I’ve been in Chicago, since Monday (flying in from Tampa), hence the lack of blogging. In Chicago I was attending the International Catholic Stewardship Council’s annual conference. The theme of the conference this year linked Saint Paul, evangelization with the idea of stewardship. It was in a conversation with a pastor of a large church that a new insight hit me that was connected with the overall theme of the conference.
We were talking about marriage preparation and this pastor’s frustration with mandates from his diocese that certian topics be taught before marriage–of great interest to me, since I have oversight of this area in the diocese where I am. Listening to the pastor, who I would have little agreement with on the topic we were discussing–a revelation of sorts came to me: When we have the opportunity to win people back to Christ–whose faith isn’t the strongest, what do we present them with at that moment when they are coming to the church requesting a sacrament?

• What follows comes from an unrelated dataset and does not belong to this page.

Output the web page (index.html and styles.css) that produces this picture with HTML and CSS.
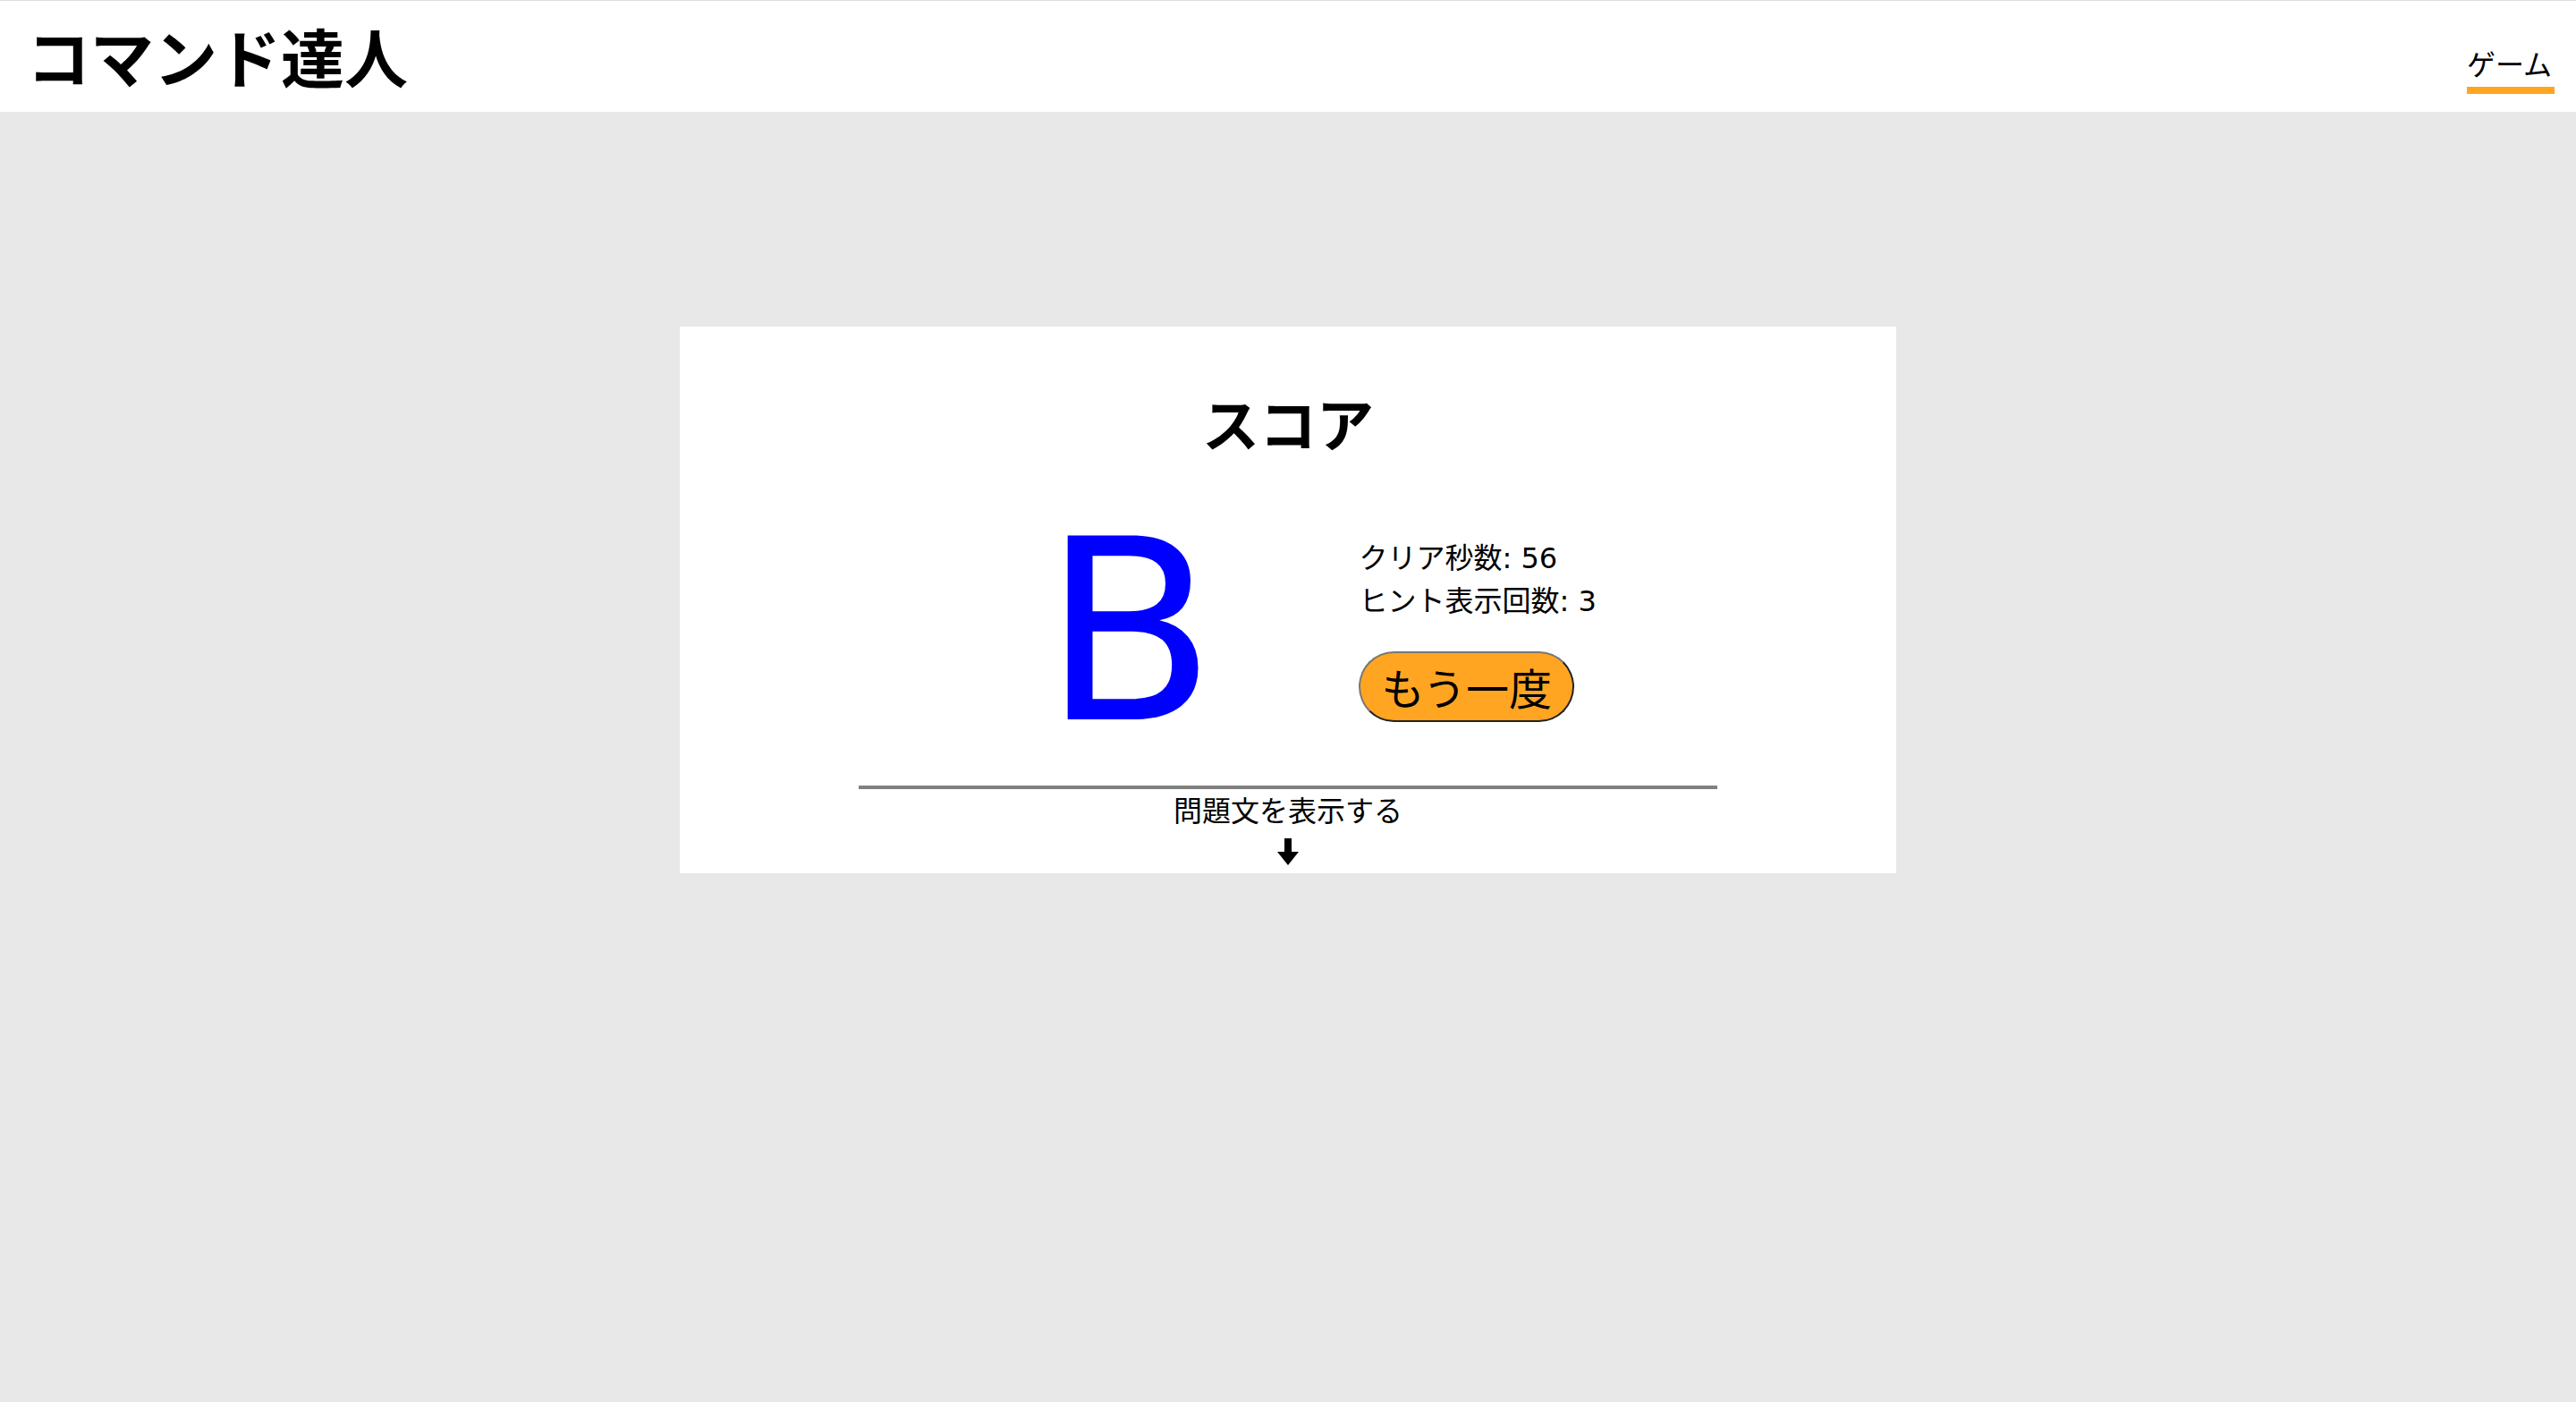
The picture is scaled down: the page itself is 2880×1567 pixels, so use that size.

Namely is it Christ or a list of demands?
I also recalled at the moment that when I was critiquing a marriage program being proposed for a southern diocese (not mine), a few years ago, that my major criticism of the program is how it squandered the opportunity to invite the couple preparing for marriage to a deeper relationship with Christ (or to even consider a relationship with Christ). This program was strong in communication skills, strong in financial planning, but when it came to the Faith it became very abstract–using churchy language and not communicating the essential nature of faith to the success of marriage.
People are always saying we should teach this or we should demand this, but one hardly hears as the essential teaching or demand the necessity of Christ. That as Jean Pierre De Cuasade said, “Without God everything is nothing, but with God nothing is everything,” if we believe this and I do, then we have to act like it when we are preparing a progam in Christ’s Church.
I visited St. Peter’s Church in Chicago around 1:00 on Monday, during a break in the conference. Over three hundred people were on their knees praying before Jesus in the Blessed Sacrament exposed on the altar. In this church there are confessions heard everyday from early in the morning to late in the day, Mass is said almost every hour from early in the morning to midday–what a blessing to have a place in the midst of the city where people can come to renew their relationship with Christ, continue thier initiation into his Body, the Church (an insight of Pope Benedict’s in his apostolic letter), and adore him! This is the source of all our efforts at evanglization and a great example of what being a good steward of the gifts that God has given to the church to share with all.